Success is not a destination. Success is moving forward. So what if you aren’t the greatest yet? As long as you are doing, you’re not not doing, which means that you are successful. Inevitably.
But what if your worst fears are indeed true? What if your worrying is only the confirmation of your lack of abilities necessary to succeed? You want to break into an industry but it’s cut-throat and your chances are slim? This could be true. And it’s scary. But ok, your chances are slim, so what? Are you going to stop? If you are, then why are you still reading this? And if you are not, then why are you spending so much of your precious time worrying if you are going to make it or not, if you are going to do it anyway? Here is a very simple fact: your choices are few—to do or to not do. Worrying does not fit into this plan. There is just no reason for it. From now on, from here on out, hereafter, and for the remainder of eternity, worrying if you can do or be something is once and for all proclaimed bullshit. Worrying is a waste of time. Bye-bye worrying.
Number two. Lack of confidence. Yes, here it is, the catalyst of failure often disguised as “the circumstances aren’t right,” “it’s too late,” “I have no talent,” etc. We worry about these things. A lot. The arguments are multifaceted and they go deep, and maybe talent is a real thing. Fine, I’ll give you that, BUT! Ever seen those dudes with no legs who skateboard? I don’t mean like sit on a board and roll around in circles, but legit legless dudes who shred in skateparks and land gnarly tricks, rails and all. Yeah, you’d think that if skateboarding required any talent, having legs would be it.

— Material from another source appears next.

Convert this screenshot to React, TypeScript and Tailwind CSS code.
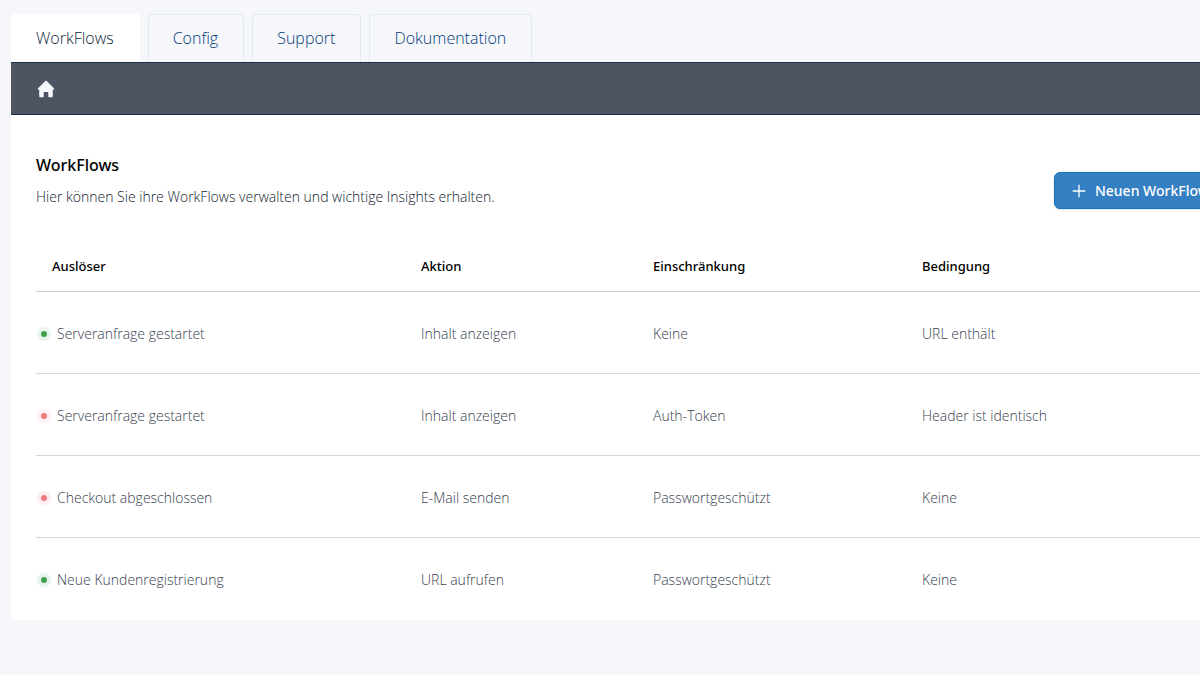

"You ain’t got legs? Sorry to hear that, bro." *chuckle*
But those limbless sons of bitches are stubborn, passionate, brave! They know they ain’t got no talent for skateboarding, so they say screw it, and they take the talent that they do have (their determination), and… they reinvent the game. That’s right. They carve out a niche for themselves so they can go all the way to the top. Best legless skater! Woo-hoo! They find ways to bypass their missing skills. They REINVENT THE GAME.